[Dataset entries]
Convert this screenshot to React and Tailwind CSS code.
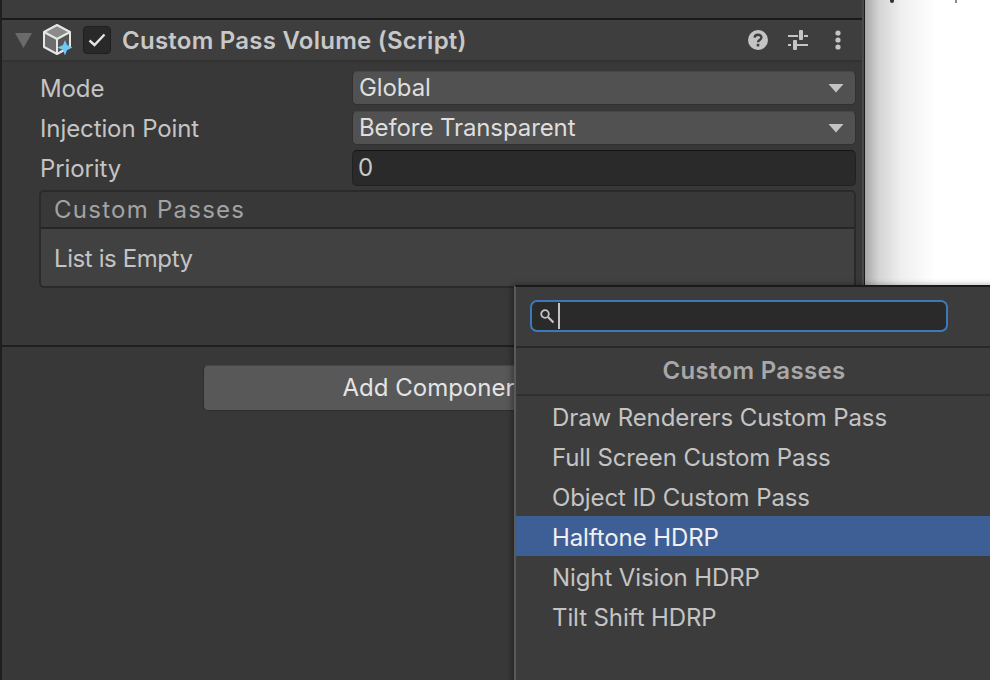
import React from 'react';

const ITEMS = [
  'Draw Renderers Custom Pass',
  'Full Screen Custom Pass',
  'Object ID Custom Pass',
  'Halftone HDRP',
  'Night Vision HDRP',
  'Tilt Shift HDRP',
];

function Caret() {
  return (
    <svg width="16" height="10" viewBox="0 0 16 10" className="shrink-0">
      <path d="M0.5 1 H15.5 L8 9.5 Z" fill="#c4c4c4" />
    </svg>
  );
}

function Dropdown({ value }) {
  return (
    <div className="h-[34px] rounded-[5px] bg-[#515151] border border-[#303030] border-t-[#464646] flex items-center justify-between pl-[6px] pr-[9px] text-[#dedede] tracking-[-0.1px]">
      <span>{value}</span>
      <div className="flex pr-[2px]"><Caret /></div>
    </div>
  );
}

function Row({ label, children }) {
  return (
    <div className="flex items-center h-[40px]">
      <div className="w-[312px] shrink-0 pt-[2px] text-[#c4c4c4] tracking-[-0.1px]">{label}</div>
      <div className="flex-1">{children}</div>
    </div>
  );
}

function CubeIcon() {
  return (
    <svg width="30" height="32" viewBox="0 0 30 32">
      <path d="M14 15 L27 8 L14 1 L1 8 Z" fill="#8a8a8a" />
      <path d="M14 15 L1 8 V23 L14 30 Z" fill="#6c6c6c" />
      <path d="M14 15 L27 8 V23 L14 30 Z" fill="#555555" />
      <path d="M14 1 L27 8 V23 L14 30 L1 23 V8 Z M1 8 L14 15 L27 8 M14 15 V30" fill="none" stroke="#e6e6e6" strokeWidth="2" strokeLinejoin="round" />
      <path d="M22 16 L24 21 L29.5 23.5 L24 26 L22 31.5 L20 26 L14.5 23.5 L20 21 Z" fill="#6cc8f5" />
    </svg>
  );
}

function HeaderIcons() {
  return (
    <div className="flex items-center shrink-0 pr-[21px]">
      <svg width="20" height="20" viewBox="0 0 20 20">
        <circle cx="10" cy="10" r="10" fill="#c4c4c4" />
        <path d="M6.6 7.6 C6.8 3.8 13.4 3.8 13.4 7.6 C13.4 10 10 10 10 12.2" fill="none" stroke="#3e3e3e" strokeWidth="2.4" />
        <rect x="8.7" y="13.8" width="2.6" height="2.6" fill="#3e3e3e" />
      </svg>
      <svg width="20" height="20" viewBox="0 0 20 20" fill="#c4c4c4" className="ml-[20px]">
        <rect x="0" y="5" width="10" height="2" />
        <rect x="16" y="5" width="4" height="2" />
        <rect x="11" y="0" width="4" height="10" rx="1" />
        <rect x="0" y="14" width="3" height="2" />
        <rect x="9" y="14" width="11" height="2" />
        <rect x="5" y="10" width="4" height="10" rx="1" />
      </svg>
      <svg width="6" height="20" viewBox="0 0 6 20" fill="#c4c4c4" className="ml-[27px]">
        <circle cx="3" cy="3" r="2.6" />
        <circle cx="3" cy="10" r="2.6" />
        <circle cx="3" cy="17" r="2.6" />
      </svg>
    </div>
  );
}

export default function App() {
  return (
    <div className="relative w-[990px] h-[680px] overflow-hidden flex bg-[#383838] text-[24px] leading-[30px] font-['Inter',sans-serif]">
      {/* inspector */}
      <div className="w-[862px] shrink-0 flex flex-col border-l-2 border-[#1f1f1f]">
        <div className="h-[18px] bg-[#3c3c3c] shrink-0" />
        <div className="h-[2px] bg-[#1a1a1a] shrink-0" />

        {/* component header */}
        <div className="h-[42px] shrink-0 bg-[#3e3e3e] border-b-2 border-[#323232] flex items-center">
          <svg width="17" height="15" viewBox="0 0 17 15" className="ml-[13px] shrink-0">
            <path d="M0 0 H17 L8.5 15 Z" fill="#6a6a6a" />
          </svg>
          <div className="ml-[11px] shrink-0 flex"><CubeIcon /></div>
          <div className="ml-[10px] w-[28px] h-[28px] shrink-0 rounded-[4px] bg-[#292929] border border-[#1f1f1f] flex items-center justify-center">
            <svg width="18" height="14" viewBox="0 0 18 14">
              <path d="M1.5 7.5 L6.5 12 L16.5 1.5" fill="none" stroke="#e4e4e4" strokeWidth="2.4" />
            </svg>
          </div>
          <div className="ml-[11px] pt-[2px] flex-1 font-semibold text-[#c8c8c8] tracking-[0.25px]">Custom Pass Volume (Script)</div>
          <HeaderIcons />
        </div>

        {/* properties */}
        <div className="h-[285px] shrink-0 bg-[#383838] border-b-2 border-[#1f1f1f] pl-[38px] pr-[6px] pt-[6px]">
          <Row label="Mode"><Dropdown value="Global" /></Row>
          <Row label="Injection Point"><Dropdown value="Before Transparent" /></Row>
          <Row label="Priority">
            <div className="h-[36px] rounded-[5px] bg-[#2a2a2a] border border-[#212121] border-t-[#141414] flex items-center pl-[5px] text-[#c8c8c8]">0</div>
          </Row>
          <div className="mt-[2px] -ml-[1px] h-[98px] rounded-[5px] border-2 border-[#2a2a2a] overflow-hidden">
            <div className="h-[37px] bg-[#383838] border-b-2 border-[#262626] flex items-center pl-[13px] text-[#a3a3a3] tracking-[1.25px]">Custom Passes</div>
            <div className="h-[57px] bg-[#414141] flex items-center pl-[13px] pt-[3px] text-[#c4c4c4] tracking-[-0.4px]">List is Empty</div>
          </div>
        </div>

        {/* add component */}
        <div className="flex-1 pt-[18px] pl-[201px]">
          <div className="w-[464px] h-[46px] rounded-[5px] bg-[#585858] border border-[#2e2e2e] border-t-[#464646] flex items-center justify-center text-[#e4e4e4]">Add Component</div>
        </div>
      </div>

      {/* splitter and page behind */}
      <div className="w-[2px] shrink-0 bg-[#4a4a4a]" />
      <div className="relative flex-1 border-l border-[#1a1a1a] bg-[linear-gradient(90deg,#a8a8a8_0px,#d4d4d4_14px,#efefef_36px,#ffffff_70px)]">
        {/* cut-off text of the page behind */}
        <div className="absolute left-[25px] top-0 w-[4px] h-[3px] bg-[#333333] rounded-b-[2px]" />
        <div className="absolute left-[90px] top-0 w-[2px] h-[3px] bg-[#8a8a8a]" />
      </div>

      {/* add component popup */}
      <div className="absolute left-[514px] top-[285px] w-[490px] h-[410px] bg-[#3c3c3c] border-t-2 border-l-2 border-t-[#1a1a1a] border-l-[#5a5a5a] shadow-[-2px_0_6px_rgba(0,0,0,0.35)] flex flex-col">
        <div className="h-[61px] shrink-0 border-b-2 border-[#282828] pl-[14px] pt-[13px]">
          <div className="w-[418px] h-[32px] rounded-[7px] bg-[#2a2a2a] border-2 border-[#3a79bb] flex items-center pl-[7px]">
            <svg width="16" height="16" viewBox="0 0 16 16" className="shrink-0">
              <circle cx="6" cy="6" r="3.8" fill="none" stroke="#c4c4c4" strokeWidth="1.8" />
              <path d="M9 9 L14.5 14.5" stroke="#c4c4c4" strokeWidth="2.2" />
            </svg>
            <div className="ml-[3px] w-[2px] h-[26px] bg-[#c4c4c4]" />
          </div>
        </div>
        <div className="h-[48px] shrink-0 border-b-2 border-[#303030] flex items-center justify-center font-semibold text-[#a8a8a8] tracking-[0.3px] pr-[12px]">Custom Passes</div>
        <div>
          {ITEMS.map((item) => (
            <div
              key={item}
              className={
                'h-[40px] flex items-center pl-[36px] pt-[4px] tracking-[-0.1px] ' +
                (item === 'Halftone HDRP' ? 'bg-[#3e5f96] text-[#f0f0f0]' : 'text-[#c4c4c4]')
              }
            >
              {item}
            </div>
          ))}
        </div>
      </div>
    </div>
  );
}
...
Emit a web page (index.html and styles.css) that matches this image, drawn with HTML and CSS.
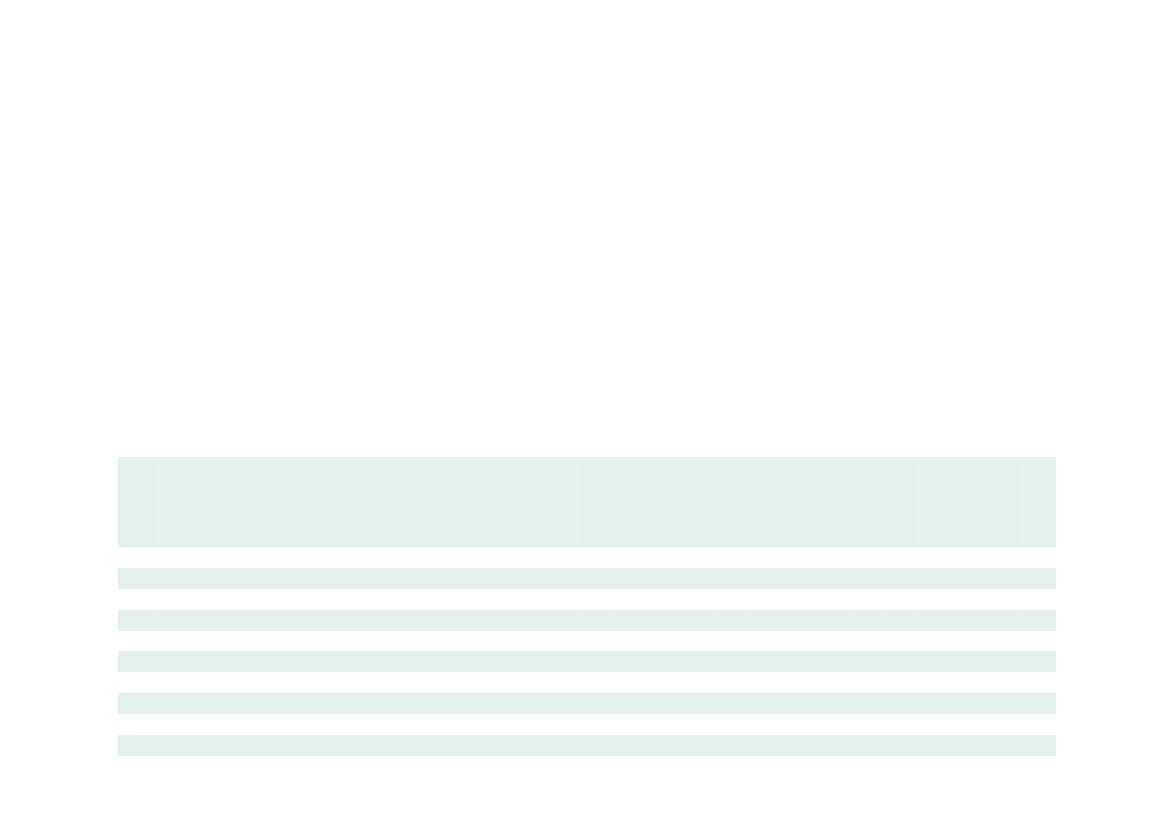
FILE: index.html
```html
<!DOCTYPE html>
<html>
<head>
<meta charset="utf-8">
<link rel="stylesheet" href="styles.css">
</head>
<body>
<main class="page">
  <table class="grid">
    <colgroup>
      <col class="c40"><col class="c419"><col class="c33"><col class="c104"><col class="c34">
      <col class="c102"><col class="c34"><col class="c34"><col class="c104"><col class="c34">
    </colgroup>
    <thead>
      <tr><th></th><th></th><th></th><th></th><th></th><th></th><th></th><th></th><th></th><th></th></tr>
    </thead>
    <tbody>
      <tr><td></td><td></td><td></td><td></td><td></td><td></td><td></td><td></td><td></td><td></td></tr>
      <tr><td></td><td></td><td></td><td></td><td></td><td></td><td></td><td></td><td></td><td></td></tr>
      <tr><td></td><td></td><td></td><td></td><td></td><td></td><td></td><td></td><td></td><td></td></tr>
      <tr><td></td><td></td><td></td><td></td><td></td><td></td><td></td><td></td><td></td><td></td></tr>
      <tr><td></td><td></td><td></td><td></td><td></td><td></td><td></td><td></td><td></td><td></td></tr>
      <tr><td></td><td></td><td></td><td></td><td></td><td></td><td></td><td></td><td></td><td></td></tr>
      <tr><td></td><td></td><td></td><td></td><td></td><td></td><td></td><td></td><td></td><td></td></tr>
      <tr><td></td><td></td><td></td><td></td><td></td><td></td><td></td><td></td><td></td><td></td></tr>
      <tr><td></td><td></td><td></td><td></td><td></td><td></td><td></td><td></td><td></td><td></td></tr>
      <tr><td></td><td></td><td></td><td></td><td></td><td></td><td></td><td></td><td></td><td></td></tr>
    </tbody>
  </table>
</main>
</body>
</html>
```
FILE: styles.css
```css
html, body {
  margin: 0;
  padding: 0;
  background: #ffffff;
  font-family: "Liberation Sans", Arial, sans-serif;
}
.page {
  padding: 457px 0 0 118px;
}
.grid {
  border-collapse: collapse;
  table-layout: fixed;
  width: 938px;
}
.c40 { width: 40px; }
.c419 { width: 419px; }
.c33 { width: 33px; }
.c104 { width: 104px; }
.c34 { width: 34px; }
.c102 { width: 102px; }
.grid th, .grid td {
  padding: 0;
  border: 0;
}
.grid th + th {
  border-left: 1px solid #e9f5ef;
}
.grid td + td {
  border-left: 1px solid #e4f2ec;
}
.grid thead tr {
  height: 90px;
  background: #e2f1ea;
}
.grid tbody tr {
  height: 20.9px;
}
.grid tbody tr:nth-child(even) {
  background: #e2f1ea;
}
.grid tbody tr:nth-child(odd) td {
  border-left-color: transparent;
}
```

Required task:
Return from the data every line that holds "this".

Response below:
Convert this screenshot to React and Tailwind CSS code.
Emit a web page (index.html and styles.css) that matches this image, drawn with HTML and CSS.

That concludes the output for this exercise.